Embora tenha referido que «ainda há muito trabalho a fazer», o Partido Democrático Unionista mostrou-se convencido com as novas propostas de May para assegurar que não haverá uma fronteira física entre a Irlanda do Norte e a República da Irlanda, e garantir, ao mesmo tempo, a «integridade constitucional e económica» do Reino Unido, sem «barreiras regulatórias» e sem «restrições de acesso» ao mercado interno britânico. «Não queremos uma linha vermelha no Mar da Irlanda», reforçou a líder do partido, Arlene Foster, citada pela BBC.
Juncker deu igualmente luz verde ao plano de May para a ilha irlandesa, tal como o fez para os outros dois temas quentes da primeira fase de negociações: os direitos dos cidadãos comunitários a residir no Reino Unido e os dos britânicos domiciliados noutros Estados-membros da UE; e a fatura a pagar por Londres para formalizar o divórcio.
No anúncio do acordo, em Bruxelas, a primeira-ministra garantiu, em relação ao primeiro tópico, que os direitos adquiridos pelos europeus residentes em solo britânico serão «consagrados na legislação britânica e assegurados nos tribunais britânicos». O compromisso com a Comissão estabelece ainda que o Tribunal Europeu de Justiça continuará a supervisionar a garantia destes direitos, incluindo os dos expatriados britânicos, durante os primeiros oitos anos após o abandono do Reino Unido do clube europeu – marcado para o final de março de 2019.

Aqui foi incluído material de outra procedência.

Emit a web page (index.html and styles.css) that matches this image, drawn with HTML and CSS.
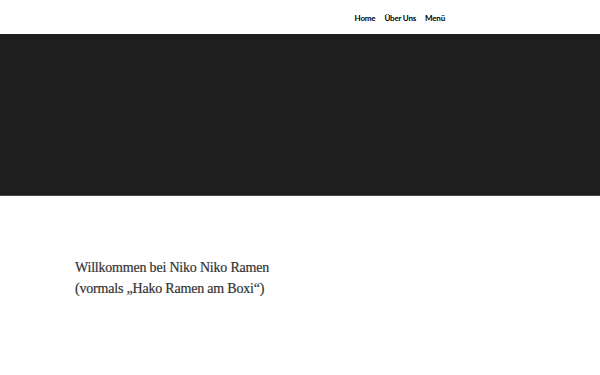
FILE: index.html
```html
<!DOCTYPE html>
<html lang="de">
<head>
    <meta charset="UTF-8">
    <meta name="viewport" content="width=device-width, initial-scale=1.0">
    <title>Niko Niko Ramen</title>
    <link rel="stylesheet" href="styles.css">
</head>
<body>

    <header id="header">
        <nav class="main-nav">
            <a href="#">Home</a>
            <a href="#">Über Uns</a>
            <a href="#">Menü</a>
        </nav>
    </header>

    <div class="hero"></div>

    <section class="intro">
        <h1>Willkommen bei Niko Niko Ramen<br>(vormals „Hako Ramen am Boxi“)</h1>
    </section>

</body>
</html>
```

FILE: styles.css
```css
body {
    margin: 0;
    font-family: "Open Sans", Arial, sans-serif;
    background-color: #fff;
    color: #333;
}
#header {
    height: 34px;
    display: flex;
    justify-content: flex-end;
    align-items: center;
    padding-right: 155px;
}
.main-nav {
    display: flex;
    gap: 9px;
    padding-top: 2px;
}
.main-nav a {
    font-family: Lato, sans-serif;
    font-weight: 700;
    font-size: 8px;
    letter-spacing: -0.2px;
    color: #000;
    text-decoration: none;
}
.hero {
    height: 161px;
    background-color: #1e1e1e;
    border-bottom: 1px solid #444;
}
.intro {
    padding: 61px 75px;
}
.intro h1 {
    margin: 0;
    font-family: "Liberation Serif", serif;
    font-weight: 400;
    font-size: 14px;
    line-height: 21px;
    letter-spacing: -0.2px;
    color: #333;
    -webkit-text-stroke: 0.2px #333;
}
```
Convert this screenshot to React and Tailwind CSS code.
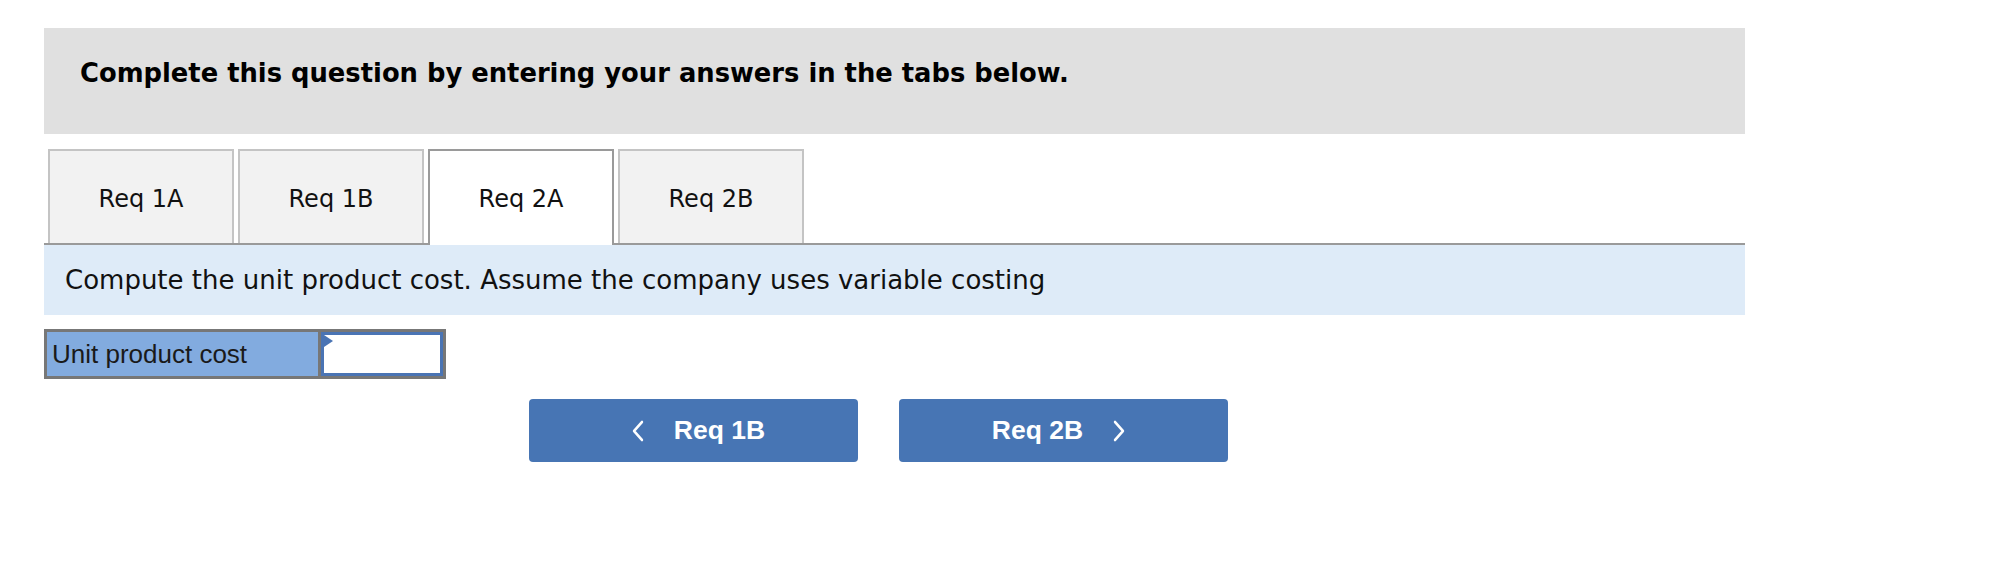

Relativamente ao preço que os britânicos terão de pagar para abandonar a União, Theresa May não apontou números, mas garantiu que será uma quantia «justa para os contribuintes britânicos» e que possibilitará um investimento futuro em «habitação, escolas e no NHS [o serviço nacional de saúde do Reino Unido]». A imprensa britânica sugere, no entanto, que o montante andará algures entre as 35 e as 40 mil milhões de libras esterlinas – 40 a 46 mil milhões de euros –, números que, a confirmarem-se, serão inferiores aos sugeridos ao longo dos últimos meses – 50 ou 60 mil milhões de libras.
Através de um comunicado divulgado na manhã desta sexta-feira, a Comissão Europeia revelou-se «satisfeita com os progressos suficientes alcançados nas três áreas prioritárias» [fronteira; direitos; e fatura] e destacou o compromisso feito pelos (ainda) 28 Estados-membros em «honrar as obrigações da ‘lei do Brexit’». Citado pelo Politico, o seu presidente, Juncker, também se congratulou com o «acordo justo» alcançado numa «negociação difícil», ao passo que Michel Barnier, negociador-chefe da UE, salientou a possibilidade de se poder agora «discutir o relacionamento futuro numa base de confiança e segurança».
A proposta britânica será agora apresentada ao Conselho Europeu, marcado para quinta-feira da próxima semana, onde os chefes de Governo dos restantes 27 Estados comunitários decidirão pela aprovação ou rejeição da mesma. Caso seja autorizado o avanço das negociações para a segunda fase, Londres e Bruxelas terão cerca de um ano para chegar a acordo sobre os termos do relacionamento entre o Reino Unido e o bloco comunitário no pós-Brexit.